Molecular insights into transcriptional regulation for the optimisation of butanol-producing clostridia.

In the early 20th century, industrial production of acetone and butanol relied on large scale microbial fermentations carried out by solvent producing members of the genus Clostridium. Today this classical 'AB fermentation' process is no longer economically viable. Thus, it is important to improve the organisms' performance through metabolic engineering, aiming at increasing butanol titres, yields and productivity. However, decisive breakthroughs are yet to be made in order to establish a sustainable production of biofuels and chemicals through this route. The strain Clostridium acetobutylicum is of particular interest for genetic engineering, but a better understanding of the organisms' physiology, in particular the mechanisms that govern timing and extent of solvent formation is required.

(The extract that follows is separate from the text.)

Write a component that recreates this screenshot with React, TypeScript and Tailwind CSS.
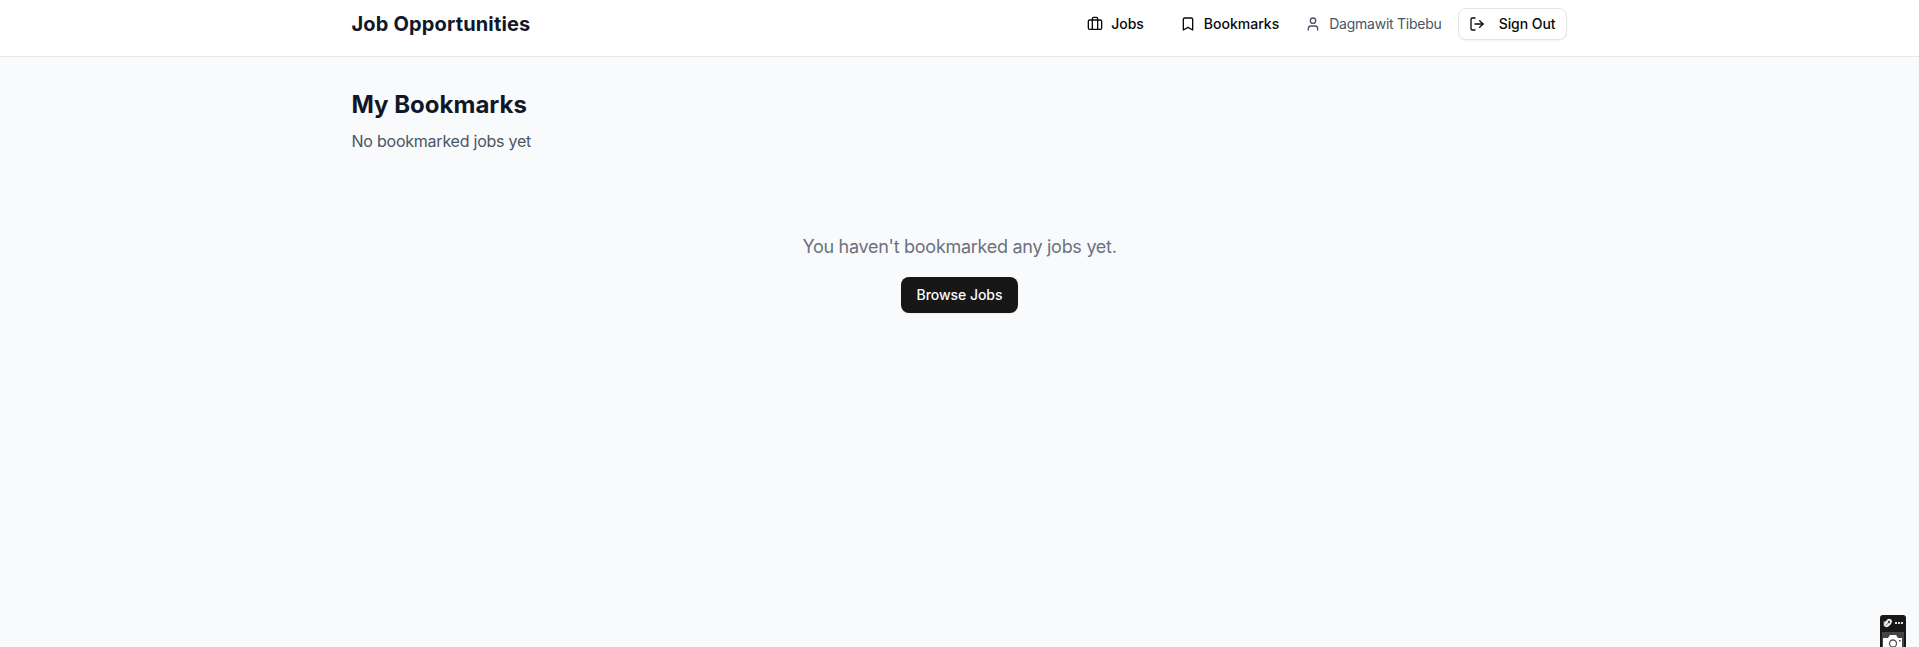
import type { ReactNode } from 'react';
import { Bookmark, LogOut, User } from 'lucide-react';

function NavLink({ icon, children }: { icon: ReactNode; children: ReactNode }) {
  return (
    <a href="#" className="flex h-8 items-center gap-2 px-2.5 text-sm font-medium text-neutral-950">
      {icon}
      {children}
    </a>
  );
}

function Header() {
  return (
    <header className="border-b border-gray-200 bg-white">
      <div className="mx-auto flex h-14 max-w-7xl items-start justify-between pt-2 pr-[33px] pl-8">
        <h1 className="text-xl leading-8 font-bold tracking-[0.16px] text-gray-900">Job Opportunities</h1>
        <nav className="flex items-center gap-4">
          <NavLink icon={<Luggage />}>
            <span>Jobs</span>
          </NavLink>
          <NavLink icon={<Bookmark size={16} />}>
            <span>Bookmarks</span>
          </NavLink>
          <div className="flex items-center gap-2 text-sm text-gray-600">
            <User size={16} />
            <span className="tracking-[-0.24px]">Dagmawit Tibebu</span>
          </div>
          <button className="flex h-8 items-center gap-3.5 rounded-lg border border-neutral-200 bg-white px-2.5 text-sm font-medium text-neutral-950 shadow-xs">
            <LogOut size={16} />
            <span className="tracking-[-0.06px]">Sign Out</span>
          </button>
        </nav>
      </div>
    </header>
  );
}

function Luggage() {
  return (
    <svg width="16" height="16" viewBox="0 0 24 24" fill="none" stroke="currentColor" strokeWidth="2" strokeLinecap="round" strokeLinejoin="round">
      <rect x="2" y="6" width="20" height="14" rx="2" />
      <path d="M16 20V4a2 2 0 0 0-2-2h-4a2 2 0 0 0-2 2v16" />
    </svg>
  );
}

function CaptureWidget() {
  return (
    <aside className="fixed right-[13px] bottom-0 h-8 w-[26px] overflow-hidden rounded-t-[3px] bg-[#181818]">
      <svg width="26" height="32" viewBox="0 0 26 32" fill="none">
        <ellipse cx="8" cy="8" rx="4.6" ry="3" transform="rotate(-48 8 8)" fill="#eee" />
        <path d="M4.2 6.2v4.6h3" stroke="#ddd" strokeWidth="0.9" />
        <circle cx="9" cy="7" r="1.2" fill="#444" />
        <path d="M6 10.2 8 8.2" stroke="#444" strokeWidth="0.8" />
        <path d="M15 7h2v2h-2zM18 7h2v2h-2zM21 7h2v2h-2z" fill="#ddd" />
        <path d="M2 17h22v15H2z" fill="#454545" />
        <path d="M3 23h5l2-3h6l2 3h4v9H3z" fill="#fff" />
        <circle cx="13" cy="28.5" r="3.5" stroke="#555" strokeWidth="1.3" />
        <path d="M19 25h1.5v1.5H19z" fill="#444" />
      </svg>
    </aside>
  );
}

export default function App() {
  return (
    <div className="min-h-screen bg-gray-50 font-['Inter',sans-serif]">
      <Header />
      <main className="mx-auto max-w-7xl px-8 py-8">
        <h2 className="text-2xl font-bold text-gray-900">My Bookmarks</h2>
        <p className="mt-2 text-base tracking-[-0.23px] text-gray-600">No bookmarked jobs yet</p>
        <section className="mt-20 flex flex-col items-center">
          <p className="text-lg tracking-[-0.28px] text-gray-500">You haven't bookmarked any jobs yet.</p>
          <button className="mt-4 h-9 rounded-lg bg-neutral-900 px-4 text-sm font-medium tracking-[-0.04px] text-neutral-50 shadow-xs">
            Browse Jobs
          </button>
        </section>
      </main>
      <CaptureWidget />
    </div>
  );
}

Bacterial communication mechanisms play a crucial role in butanol and acetone formation and novel transcriptional regulators of the RRNPP family have been identified as being an important part of this system. The overall objective of this project is to investigate the molecular basis of the transcriptional regulator's mode of action in order to engineer high performance butanol producing strains using structural biology, protein engineering, biochemistry, microbiology and genetic engineering techniques. Inactivation of this regulator almost completely abolishes the formation of both acetone and butanol. The protein appears to be inactive when cells are actively growing but adopts an active state when the bacteria enter stationary phase and begin to produce solvents. A detailed understanding of the underlying molecular mechanism will greatly facilitate successful engineering of improved solvent producing strains. In addition, as homologues of this regulator are also present in all species of the genus Clostridium, including its pathogenic members, novel insights into how organisms operate that cause diarrhoea, tetanus and botulism will also be gained.